# Exercise materials start
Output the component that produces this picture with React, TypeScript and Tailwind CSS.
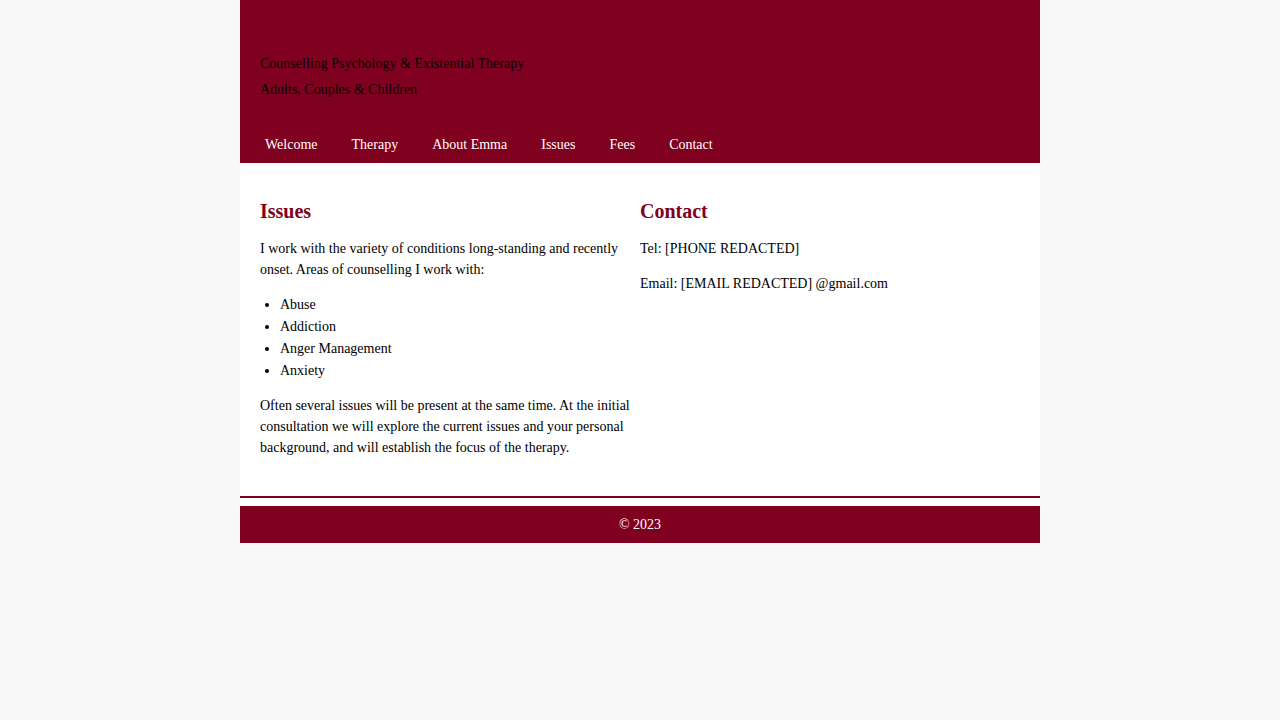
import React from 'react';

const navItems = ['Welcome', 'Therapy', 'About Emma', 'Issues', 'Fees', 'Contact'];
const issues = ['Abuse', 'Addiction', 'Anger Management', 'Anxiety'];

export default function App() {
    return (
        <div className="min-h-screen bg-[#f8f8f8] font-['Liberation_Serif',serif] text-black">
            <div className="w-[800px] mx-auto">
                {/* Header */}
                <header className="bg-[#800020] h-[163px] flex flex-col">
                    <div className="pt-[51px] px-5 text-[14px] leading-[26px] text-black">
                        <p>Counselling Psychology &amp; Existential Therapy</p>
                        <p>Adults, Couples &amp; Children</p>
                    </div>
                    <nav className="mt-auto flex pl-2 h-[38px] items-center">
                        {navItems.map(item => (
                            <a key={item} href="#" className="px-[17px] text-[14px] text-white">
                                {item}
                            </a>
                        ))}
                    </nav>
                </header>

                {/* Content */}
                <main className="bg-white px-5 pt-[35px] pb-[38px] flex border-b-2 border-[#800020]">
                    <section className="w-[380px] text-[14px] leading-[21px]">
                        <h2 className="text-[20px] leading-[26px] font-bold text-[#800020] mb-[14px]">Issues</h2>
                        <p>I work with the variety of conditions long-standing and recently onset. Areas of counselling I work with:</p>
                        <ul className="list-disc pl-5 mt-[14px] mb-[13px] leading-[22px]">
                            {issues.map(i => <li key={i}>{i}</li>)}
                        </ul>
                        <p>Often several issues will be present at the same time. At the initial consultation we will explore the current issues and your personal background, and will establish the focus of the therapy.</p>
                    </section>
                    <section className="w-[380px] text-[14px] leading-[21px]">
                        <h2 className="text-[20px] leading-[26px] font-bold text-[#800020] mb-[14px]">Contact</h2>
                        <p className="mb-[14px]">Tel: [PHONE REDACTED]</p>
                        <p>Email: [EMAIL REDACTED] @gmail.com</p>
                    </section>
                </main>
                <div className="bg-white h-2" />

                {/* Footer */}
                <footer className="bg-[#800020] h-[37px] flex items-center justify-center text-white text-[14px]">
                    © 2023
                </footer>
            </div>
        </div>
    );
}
# Exercise materials end
# Exercise materials start
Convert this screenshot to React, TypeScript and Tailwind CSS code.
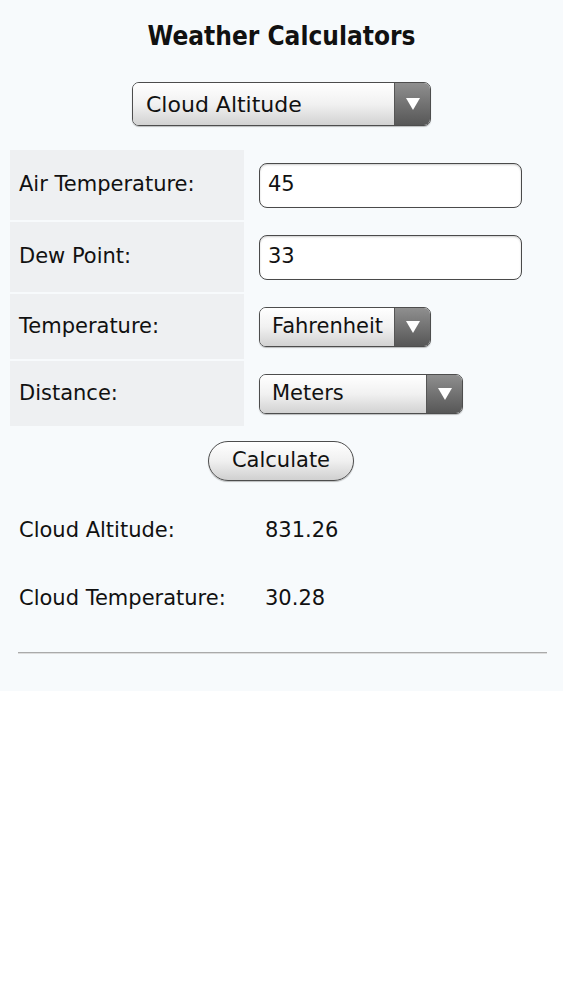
# Exercise materials end
- [Your instructions]:
How many lines in the records above contain the word "Tailwind"? Reply with the number and nothing more.

- [Completed exercise]:
2